■ **Excerpted data**:
☆ ☆ ☆ ☆ ☆ ☆ ☆

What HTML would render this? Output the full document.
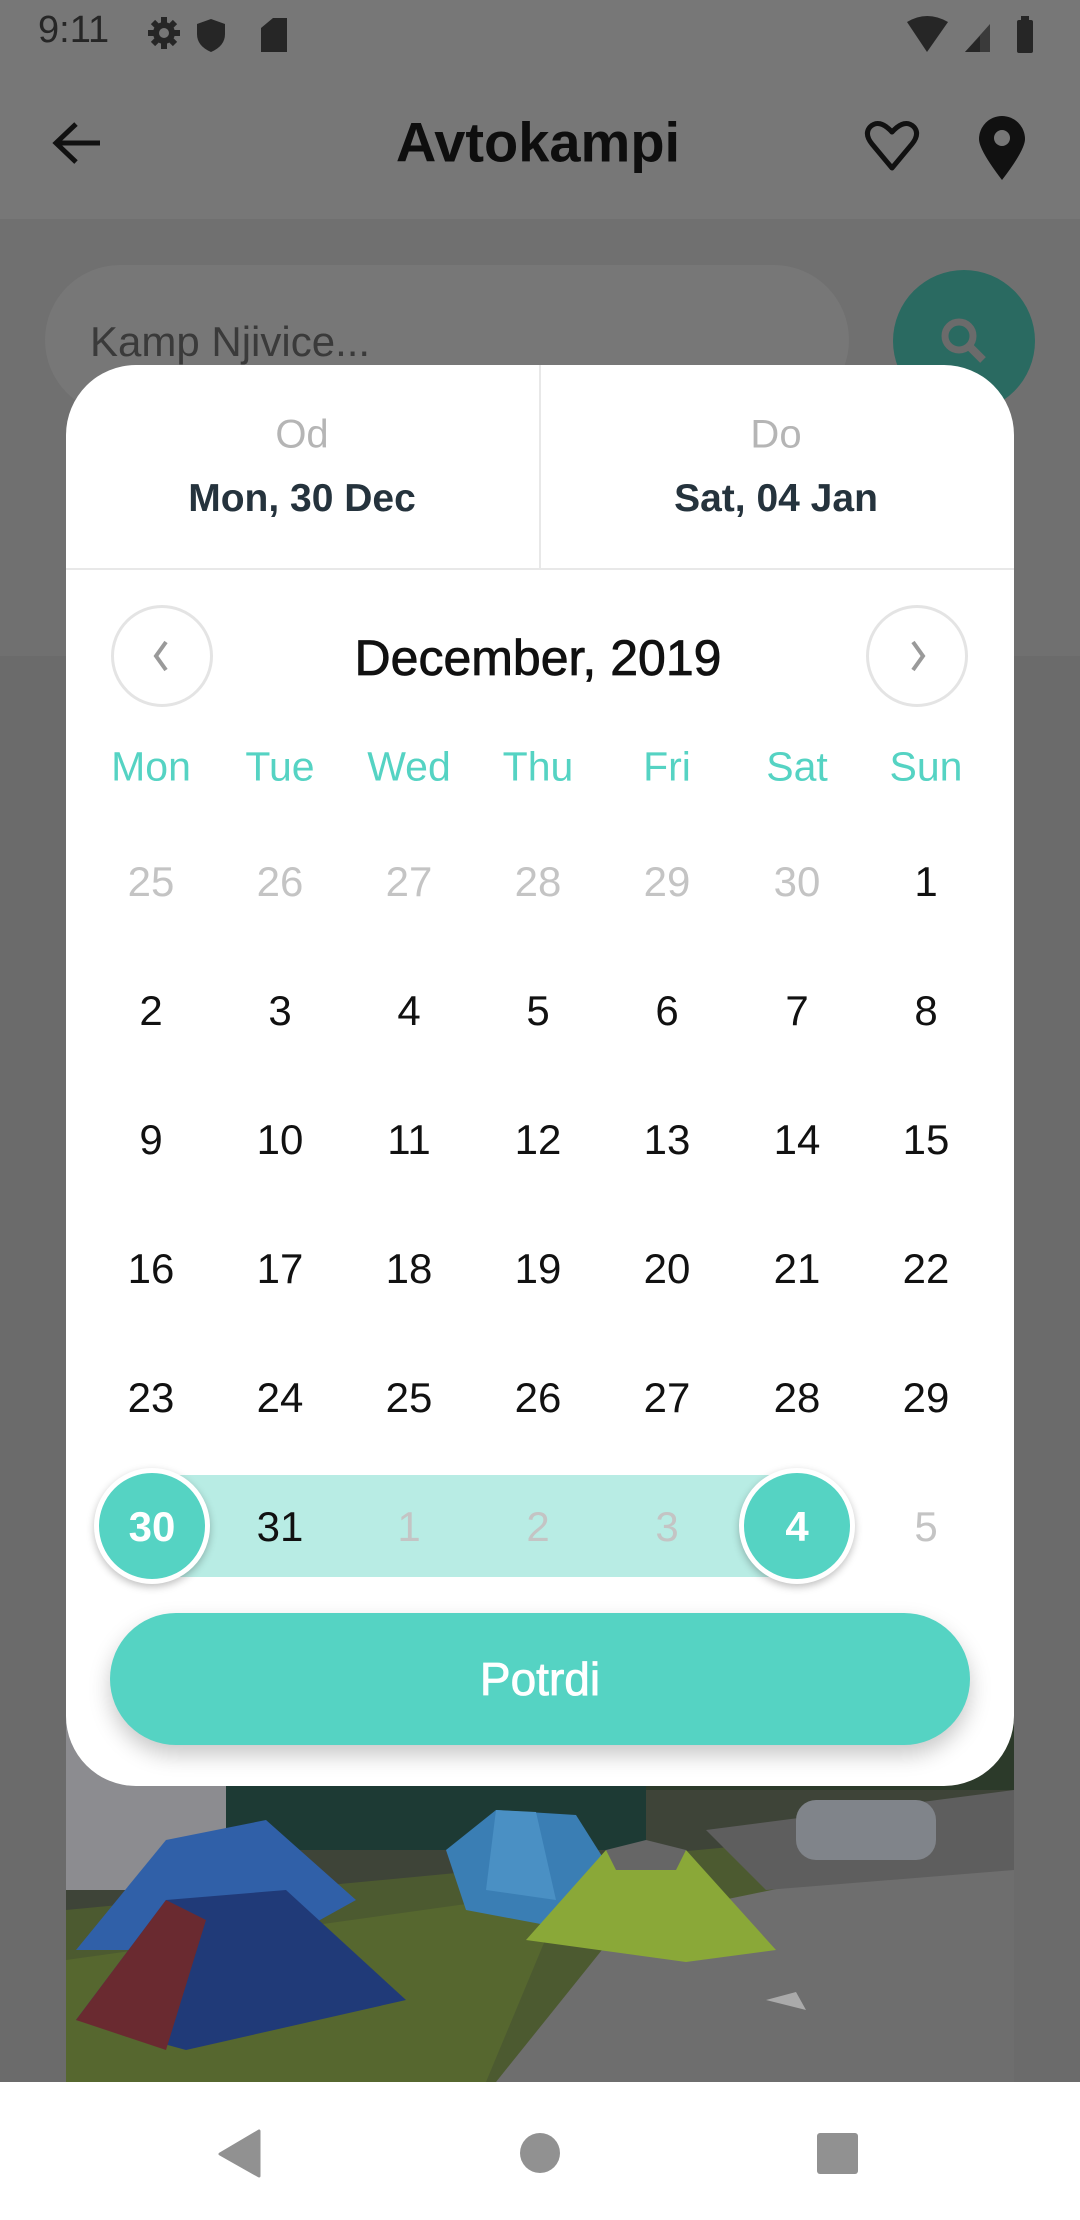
<!DOCTYPE html>
<html><head><meta charset="utf-8"><style>
*{margin:0;padding:0;box-sizing:border-box}
body{width:1080px;height:2220px;position:relative;overflow:hidden;background:#6f6f6f;font-family:"Liberation Sans",sans-serif}
.a{position:absolute}
.c{position:absolute;transform:translate(-50%,-50%);white-space:nowrap;text-align:center}
.d{font-size:42px;color:#111}
.g{color:#c4c4c4}
.w{font-size:41px;color:#55d3c3}
</style></head><body>
<div class="a" style="left:0;top:0;width:1080px;height:219px;background:#777"></div>
<div class="a" style="left:0;top:219px;width:1080px;height:437px;background:#707070"></div>
<div class="a" style="left:0;top:656px;width:1080px;height:1431px;background:#6b6b6b"></div>
<div class="a" style="left:38px;top:9px;font-size:38px;color:#262626">9:11</div>
<svg class="a" style="left:145px;top:14px" width="160" height="40" viewBox="0 0 160 40">
<circle cx="19" cy="19" r="11" fill="#262626"/>
<g stroke="#262626" stroke-width="6"><line x1="19" y1="3" x2="19" y2="35"/><line x1="3" y1="19" x2="35" y2="19"/><line x1="8" y1="8" x2="30" y2="30"/><line x1="30" y1="8" x2="8" y2="30"/></g>
<circle cx="19" cy="19" r="5" fill="#777"/>
<path d="M66 5 L80 10 L80 20 Q80 32 66 38 Q52 32 52 20 L52 10 Z" fill="#262626"/>
<path d="M128 4 L142 4 L142 38 L116 38 L116 14 Z" fill="#262626"/>
</svg>
<svg class="a" style="left:905px;top:14px" width="140" height="40" viewBox="0 0 140 40">
<path d="M2 8 Q22 -4 43 8 L22 38 Z" fill="#262626"/>
<path d="M60 38 L85 10 L85 38 Z" fill="#3a3a3a"/><path d="M60 38 L75 22 L75 38 Z" fill="#262626"/>
<rect x="112" y="6" width="16" height="33" rx="2" fill="#262626"/><rect x="116" y="2" width="8" height="5" fill="#262626"/>
</svg>
<svg class="a" style="left:50px;top:118px" width="56" height="50" viewBox="0 0 56 50"><path d="M50 25 H8 M26 6 L6 25 L26 44" stroke="#111" stroke-width="5" fill="none"/></svg>
<div class="c" style="left:538px;top:142px;font-size:56px;font-weight:bold;color:#0e0e0e">Avtokampi</div>
<svg class="a" style="left:864px;top:118px" width="56" height="54" viewBox="0 0 56 54"><path d="M28 50 L8 26 Q0 16 6 9 Q15 0 28 14 Q41 0 50 9 Q56 16 48 26 Z" stroke="#111" stroke-width="5" fill="none" stroke-linejoin="round"/></svg>
<svg class="a" style="left:975px;top:114px" width="54" height="68" viewBox="0 0 54 68"><path d="M27 66 Q4 36 4 25 A23 23 0 0 1 50 25 Q50 36 27 66 Z" fill="#111"/><circle cx="27" cy="24" r="8" fill="#777"/></svg>
<div class="a" style="left:45px;top:265px;width:804px;height:150px;border-radius:75px;background:#777"></div>
<div class="a" style="left:90px;top:318px;font-size:42px;color:#3a3a3a">Kamp Njivice...</div>
<div class="a" style="left:893px;top:270px;width:142px;height:142px;border-radius:50%;background:#2a6a61"></div>
<svg class="a" style="left:935px;top:312px" width="60" height="60" viewBox="0 0 60 60"><circle cx="24" cy="24" r="14" stroke="#6b6b6b" stroke-width="7" fill="none"/><line x1="34" y1="34" x2="48" y2="48" stroke="#6b6b6b" stroke-width="8"/></svg>
<svg class="a" style="left:66px;top:1700px" width="948" height="382" viewBox="0 0 948 382">
<rect width="948" height="382" fill="#3e4438"/>
<rect x="0" y="0" width="948" height="90" fill="#2c3a2a"/>
<rect x="0" y="0" width="160" height="190" fill="#8c8c90"/>
<rect x="25" y="0" width="110" height="40" fill="#30334a"/>
<rect x="160" y="20" width="420" height="130" fill="#1d3a34"/>
<rect x="560" y="10" width="120" height="60" fill="#9a9a98"/>
<rect x="690" y="20" width="240" height="40" fill="#8a8e92"/>
<polygon points="0,210 948,120 948,382 0,382" fill="#4c5a30"/>
<polygon points="0,260 500,190 420,382 0,382" fill="#56672f"/>
<polygon points="560,220 948,140 948,382 430,382" fill="#6e6e6e"/>
<polygon points="640,130 948,90 948,170 700,190" fill="#5e5e5e"/>
<polygon points="700,300 730,292 740,310" fill="#aaa"/>
<rect x="730" y="100" width="140" height="60" rx="20" fill="#80848a"/>
<polygon points="10,250 100,140 200,120 290,200 200,250" fill="#3060a8"/>
<polygon points="10,320 100,200 220,190 340,300 120,350" fill="#203a78"/>
<polygon points="10,320 100,200 140,220 100,350" fill="#6a2a30"/>
<polygon points="380,150 430,110 510,115 570,210 480,225 400,210" fill="#3a7eb4"/>
<polygon points="430,110 470,112 490,200 420,190" fill="#4a90c4"/>
<polygon points="460,240 540,150 620,150 710,250 620,262" fill="#8aa838"/>
<polygon points="540,150 580,140 620,150 610,170 550,170" fill="#666"/>
</svg>
<div class="a" style="left:0;top:2082px;width:1080px;height:138px;background:#fff"></div>
<svg class="a" style="left:0;top:2120px" width="1080" height="70" viewBox="0 0 1080 70">
<path d="M259 11 L259 56 L220 34 Z" fill="#919191" stroke="#919191" stroke-width="3" stroke-linejoin="round"/>
<circle cx="540" cy="33" r="20" fill="#919191"/>
<rect x="817" y="13" width="41" height="41" rx="3" fill="#919191"/>
</svg>
<div class="a" style="left:66px;top:365px;width:948px;height:1421px;background:#fff;border-radius:70px"></div>
<div class="a" style="left:66px;top:568px;width:948px;height:2px;background:#e8e8e8"></div>
<div class="a" style="left:539px;top:365px;width:2px;height:203px;background:#e8e8e8"></div>
<div class="c" style="left:302px;top:435px;font-size:40px;color:#b5b5b5">Od</div>
<div class="c" style="left:302px;top:499px;font-size:39px;font-weight:bold;color:#25333d">Mon, 30 Dec</div>
<div class="c" style="left:776px;top:435px;font-size:40px;color:#b5b5b5">Do</div>
<div class="c" style="left:776px;top:499px;font-size:39px;font-weight:bold;color:#25333d">Sat, 04 Jan</div>
<div class="a" style="left:111px;top:605px;width:102px;height:102px;border-radius:50%;border:3px solid #e4e4e4"></div>
<div class="a" style="left:866px;top:605px;width:102px;height:102px;border-radius:50%;border:3px solid #e4e4e4"></div>
<svg class="a" style="left:146px;top:636px" width="30" height="40" viewBox="0 0 30 40"><path d="M20 6 L10 20 L20 34" stroke="#9a9a9a" stroke-width="4" fill="none"/></svg>
<svg class="a" style="left:903px;top:636px" width="30" height="40" viewBox="0 0 30 40"><path d="M10 6 L20 20 L10 34" stroke="#9a9a9a" stroke-width="4" fill="none"/></svg>
<div class="c" style="left:538px;top:658px;font-size:50px;color:#111;-webkit-text-stroke:0.8px #111">December, 2019</div>
<div class="c w" style="left:151px;top:767px">Mon</div><div class="c w" style="left:280px;top:767px">Tue</div><div class="c w" style="left:409px;top:767px">Wed</div><div class="c w" style="left:538px;top:767px">Thu</div><div class="c w" style="left:667px;top:767px">Fri</div><div class="c w" style="left:797px;top:767px">Sat</div><div class="c w" style="left:926px;top:767px">Sun</div>
<div class="c d g" style="left:151px;top:882px">25</div><div class="c d g" style="left:280px;top:882px">26</div><div class="c d g" style="left:409px;top:882px">27</div><div class="c d g" style="left:538px;top:882px">28</div><div class="c d g" style="left:667px;top:882px">29</div><div class="c d g" style="left:797px;top:882px">30</div><div class="c d" style="left:926px;top:882px">1</div>
<div class="c d" style="left:151px;top:1011px">2</div><div class="c d" style="left:280px;top:1011px">3</div><div class="c d" style="left:409px;top:1011px">4</div><div class="c d" style="left:538px;top:1011px">5</div><div class="c d" style="left:667px;top:1011px">6</div><div class="c d" style="left:797px;top:1011px">7</div><div class="c d" style="left:926px;top:1011px">8</div>
<div class="c d" style="left:151px;top:1140px">9</div><div class="c d" style="left:280px;top:1140px">10</div><div class="c d" style="left:409px;top:1140px">11</div><div class="c d" style="left:538px;top:1140px">12</div><div class="c d" style="left:667px;top:1140px">13</div><div class="c d" style="left:797px;top:1140px">14</div><div class="c d" style="left:926px;top:1140px">15</div>
<div class="c d" style="left:151px;top:1269px">16</div><div class="c d" style="left:280px;top:1269px">17</div><div class="c d" style="left:409px;top:1269px">18</div><div class="c d" style="left:538px;top:1269px">19</div><div class="c d" style="left:667px;top:1269px">20</div><div class="c d" style="left:797px;top:1269px">21</div><div class="c d" style="left:926px;top:1269px">22</div>
<div class="c d" style="left:151px;top:1398px">23</div><div class="c d" style="left:280px;top:1398px">24</div><div class="c d" style="left:409px;top:1398px">25</div><div class="c d" style="left:538px;top:1398px">26</div><div class="c d" style="left:667px;top:1398px">27</div><div class="c d" style="left:797px;top:1398px">28</div><div class="c d" style="left:926px;top:1398px">29</div>
<div class="a" style="left:152px;top:1475px;width:645px;height:102px;background:#b8ece4"></div>
<div class="a" style="left:94px;top:1468px;width:116px;height:116px;border-radius:50%;background:#55d3c3;border:5px solid #fff;box-shadow:0 3px 8px rgba(0,0,0,.25)"></div>
<div class="a" style="left:739px;top:1468px;width:116px;height:116px;border-radius:50%;background:#55d3c3;border:5px solid #fff;box-shadow:0 3px 8px rgba(0,0,0,.25)"></div>
<div class="c" style="left:152px;top:1527px;font-size:42px;font-weight:bold;color:#fff">30</div>
<div class="c d" style="left:280px;top:1527px">31</div>
<div class="c d g" style="left:409px;top:1527px">1</div><div class="c d g" style="left:538px;top:1527px">2</div><div class="c d g" style="left:667px;top:1527px">3</div>
<div class="c" style="left:797px;top:1527px;font-size:42px;font-weight:bold;color:#fff">4</div>
<div class="c d g" style="left:926px;top:1527px">5</div>
<div class="a" style="left:110px;top:1613px;width:860px;height:132px;border-radius:66px;background:#55d3c3;box-shadow:0 10px 22px rgba(0,0,0,.22)"></div>
<div class="c" style="left:540px;top:1679px;font-size:46px;color:#fff;-webkit-text-stroke:0.8px #fff">Potrdi</div>
</body></html>
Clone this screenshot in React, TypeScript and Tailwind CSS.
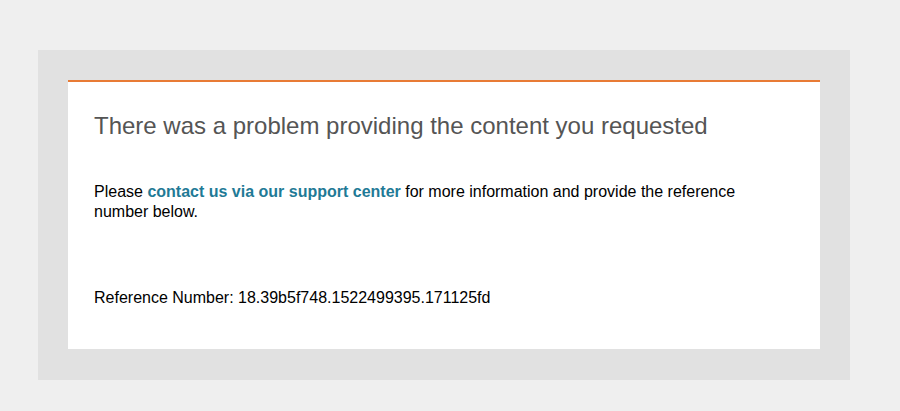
export default function App() {
  return (
    <div className="min-h-[411px] bg-[#efefef] pt-[50px] pl-[38px]" style={{ fontFamily: '"Liberation Sans", Arial, sans-serif' }}>
      <div className="w-[812px] bg-[#e1e1e1] pt-[30px] px-[30px] pb-[31px]">
        <div className="bg-white border-t-2 border-[#e87b35] pl-[26px] pr-[60px] pt-[30px] min-h-[269px]">
          <h1 className="text-[24px] leading-[28px] text-[#555555] font-normal whitespace-nowrap">There was a problem providing the content you requested</h1>
          <p className="mt-[42px] text-[16px] leading-[20px] text-black">
            Please <span className="font-bold text-[#1f7a96]">contact us via our support center</span> for more information and provide the reference number below.
          </p>
          <p className="mt-[66px] text-[16px] leading-[20px] text-black">Reference Number: 18.39b5f748.1522499395.171125fd</p>
        </div>
      </div>
    </div>
  );
}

☆ ☆ ☆ ☆ ☆ ☆ ☆

■ **Given task**:
Retype the lines exactly as they appear, beginning with the line that contains "Clone this screenshot" and ending with the final line of the entries, and omit the pictures.

■ **Finished task**:
Clone this screenshot in React, TypeScript and Tailwind CSS.
export default function App() {
  return (
    <div className="min-h-[411px] bg-[#efefef] pt-[50px] pl-[38px]" style={{ fontFamily: '"Liberation Sans", Arial, sans-serif' }}>
      <div className="w-[812px] bg-[#e1e1e1] pt-[30px] px-[30px] pb-[31px]">
        <div className="bg-white border-t-2 border-[#e87b35] pl-[26px] pr-[60px] pt-[30px] min-h-[269px]">
          <h1 className="text-[24px] leading-[28px] text-[#555555] font-normal whitespace-nowrap">There was a problem providing the content you requested</h1>
          <p className="mt-[42px] text-[16px] leading-[20px] text-black">
            Please <span className="font-bold text-[#1f7a96]">contact us via our support center</span> for more information and provide the reference number below.
          </p>
          <p className="mt-[66px] text-[16px] leading-[20px] text-black">Reference Number: 18.39b5f748.1522499395.171125fd</p>
        </div>
      </div>
    </div>
  );
}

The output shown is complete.